Don’t go in the Bathroom
Tuesday, November 15th, 2011I burst through the door, but silent as a shadow, creeping along to stay quiet so as not to disrupt the shoot. At the end of a long day, those hot lights can explode if things get especially steamy or the PA that has secretly been doing drugs all day with the starlets knocks it over; with patience on the brink, tempers about to snap, this is when the porn set is more like an accident waiting to happen, a bridge about to be burned, the end of the fantasy of sex as something fun. Ing was outside her bathroom. Spark was holding and consoling her. She was trembling like she just saw the ghost of her dead mother walking her dead pet dog which was run over by the school bus.
“What happened?”
“He ruined my bathroom?” Ing wouldn’t look at me. At the time I don’t think she could see anything or anyone except Spark. He was completely the enveloping universe of love and protection, a perfect boyfriend, who was listening, reassuring, and warding from any further harm.

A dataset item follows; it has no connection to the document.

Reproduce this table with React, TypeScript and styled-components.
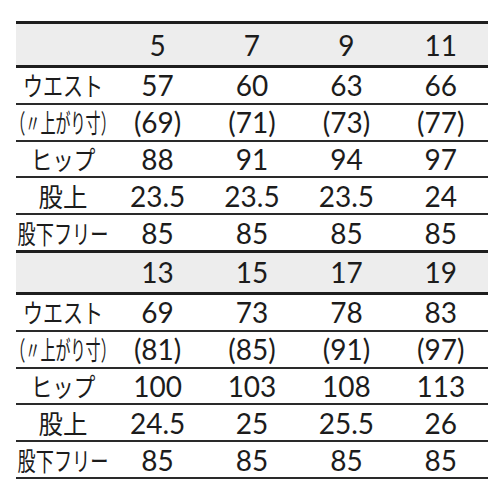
import React from "react";
import styled, { createGlobalStyle } from "styled-components";

const GlobalStyle = createGlobalStyle`
  html, body { margin: 0; padding: 0; background: #ffffff; }
  body { font-family: "Lato", "Noto Sans CJK JP", sans-serif; color: #1c1c1c; }
`;

const Page = styled.div`
  width: 500px;
  padding: 21px 12px 0 16px;
  box-sizing: border-box;
`;

const Block = styled.div<{ $closed?: boolean }>`
  border-top: 3px solid #1e1e1e;
  border-bottom: ${(p) => (p.$closed ? "2px solid #2a2a2a" : "none")};
`;

const HeaderRow = styled.div<{ $h: number }>`
  display: grid;
  grid-template-columns: repeat(5, minmax(0, 1fr));
  align-items: center;
  height: ${(p) => p.$h}px;
  background: #ededed;
  border-bottom: 3px solid #1e1e1e;
`;

const DataRow = styled.div`
  display: grid;
  grid-template-columns: repeat(5, minmax(0, 1fr));
  align-items: center;
  height: 36.8px;
  box-sizing: border-box;
  border-bottom: 2px solid #2a2a2a;
  &:last-child {
    border-bottom: none;
    height: 34.8px;
  }
`;

const Cell = styled.div`
  display: flex;
  align-items: center;
  justify-content: center;
  height: 100%;
  min-width: 0;
  font-family: "Lato", sans-serif;
  font-size: 28px;
  font-weight: 400;
  line-height: 1;
  color: #1c1c1c;
  white-space: nowrap;
`;

const LabelCell = styled.div`
  display: flex;
  align-items: center;
  justify-content: center;
  height: 100%;
  min-width: 0;
  overflow: visible;
`;

const Label = styled.span<{ $sx: number }>`
  display: inline-block;
  flex: none;
  font-family: "Noto Sans CJK JP", sans-serif;
  font-size: 26px;
  font-weight: 400;
  line-height: 1;
  color: #1c1c1c;
  white-space: nowrap;
  transform: scaleX(${(p) => p.$sx});
`;

type RowDef = { label: string; sx: number; values: string[] };

const labels = [
  { label: "ウエスト", sx: 0.77 },
  { label: "（〃上がり寸）", sx: 0.58 },
  { label: "ヒップ", sx: 0.83 },
  { label: "股上", sx: 0.94 },
  { label: "股下フリー", sx: 0.7 },
];

const blocks: { sizes: string[]; h: number; values: string[][] }[] = [
  {
    sizes: ["5", "7", "9", "11"],
    h: 41,
    values: [
      ["57", "60", "63", "66"],
      ["(69)", "(71)", "(73)", "(77)"],
      ["88", "91", "94", "97"],
      ["23.5", "23.5", "23.5", "24"],
      ["85", "85", "85", "85"],
    ],
  },
  {
    sizes: ["13", "15", "17", "19"],
    h: 39,
    values: [
      ["69", "73", "78", "83"],
      ["(81)", "(85)", "(91)", "(97)"],
      ["100", "103", "108", "113"],
      ["24.5", "25", "25.5", "26"],
      ["85", "85", "85", "85"],
    ],
  },
];

export default function App() {
  return (
    <>
      <GlobalStyle />
      <Page>
        {blocks.map((b, bi) => {
          const rows: RowDef[] = labels.map((l, i) => ({ ...l, values: b.values[i] }));
          return (
            <Block key={bi} $closed={bi === blocks.length - 1}>
              <HeaderRow $h={b.h}>
                <Cell />
                {b.sizes.map((s) => (
                  <Cell key={s}>{s}</Cell>
                ))}
              </HeaderRow>
              {rows.map((r) => (
                <DataRow key={r.label}>
                  <LabelCell>
                    <Label $sx={r.sx}>{r.label}</Label>
                  </LabelCell>
                  {r.values.map((v, vi) => (
                    <Cell key={vi}>{v}</Cell>
                  ))}
                </DataRow>
              ))}
            </Block>
          );
        })}
      </Page>
    </>
  );
}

“What?” I was dead split between trying to sound deeply sympathetic but finding it hard to balance against intense skepticism. ”Ron Jeremy ruined your bathroom? How did he do that?” Now I was looking at Spark too. He could be a mad dog when it came to protecting Ing, in all her innocence and demure naivete, an angel of rank in God’s Army. He would hopefully be the voice of reason in the next few minutes. He could just as easily be the boyfriend that opens up a can of psycho wuppass and starts WW III. Man to man, dude to dude, bro to bro… all that was easily disposable. Girls like Ing, so pure and true, were not typically the kind of girl he had ever been with since he was essentially a street kid that crawled out of the ooze of the LA river winding through downtown Los Angeles. Being with her was both a miracle and an evolution and as beyond true explanation as either for making the case of existence. Although their relationship was demonstrable by cause, because they were always, always, always together, and by effect, because they effectively were two opposites that were completely and utterly attracted to one another.
Spark was keeping it cool though. I guess at the end of the day he too realized that the only way everyone was going to collect a check for all the indignities suffered that day was if there was not a complete nervous breakdown, a boyfriend brawling, or any other sort of tremor that would rock the whole deal. Good thing because you really need that check at the end of the day for all the hassle, the spent analized condoms turning crusty under the couches. The broken dishes. The starlets talking porn outside your neighbors door even after you reminded them ten times not to.
“You need to see this” Spark looked at the bathroom door.
Ron Jeremy used the bathtub. What could possibly be so freaking tragic about that? It is a good thing to be clean right?